The second-level part of the model describes the relationship between analyte-specific parameters and predictors. The pa-rameters for the neutral form of an analyte were assumed to be correlated and related to log P and functional groups:

\[\begin{align} \begin{bmatrix} logkwN_i\\ S1mN_i\\ S1aN_i \end{bmatrix} \sim MNV \begin{pmatrix} \theta_{\log kwN}+\beta_{\log kwN}\cdot (\log P_i -2.2)+\pi_{\log kwN}\cdot X & \\ \theta_{S1mN}+\beta_{S1mN}\cdot (\log P_i -2.2)+\pi_{S1mN}\cdot X & \Omega \\ \theta_{S1aN}+\beta_{S1aN}\cdot (\log P_i -2.2)+\pi_{S1aN}\cdot X & \end{pmatrix} \end{align}\]

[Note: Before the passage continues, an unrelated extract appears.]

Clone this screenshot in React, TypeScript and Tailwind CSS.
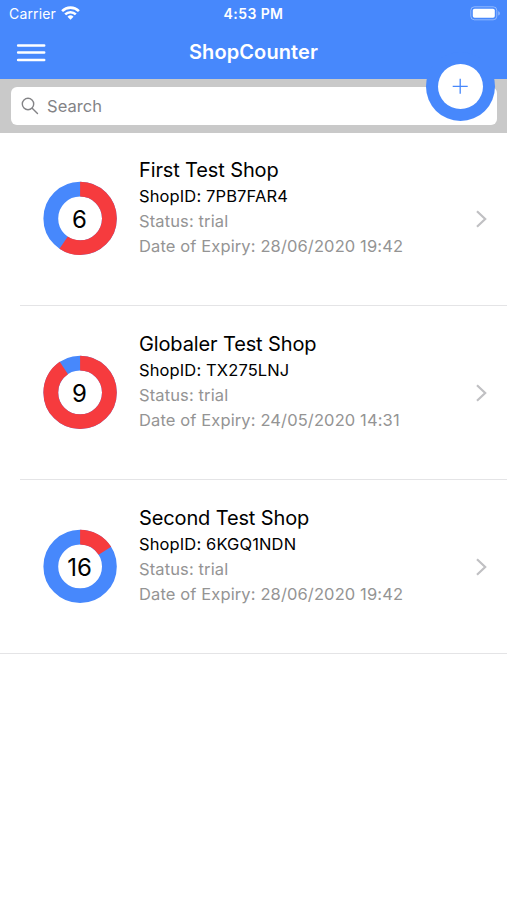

where MVN denotes the multivariate normal distribution; \(\theta_{\log kwN}\), \(\theta_{S1mN}\) and \(\theta_{S1aN}\) are the mean values of individual chromatographic parameters that correspond to a typical analyte with logP=2.2, with no functional groups at \(25^0C\); \(\beta_{\log kwN}\), \(\beta_{S1mN}\) and \(\beta_{S1aN}\) are regression coefficients between the individual chromatographic parameters and the \(\log P_i\) values; \(\pi_i\) is an effect of each functional group on chromatographic parameters with separate values for \(\log kwN\), \(S1mN\) and \(S1aN\). \(\pi\) represents the difference in chromatographic parameters due to the presence of a functional group, assuming all else being equal. \(X\) is a matrix of size 187 x 60 that decodes the number of functional groups present on each analyte.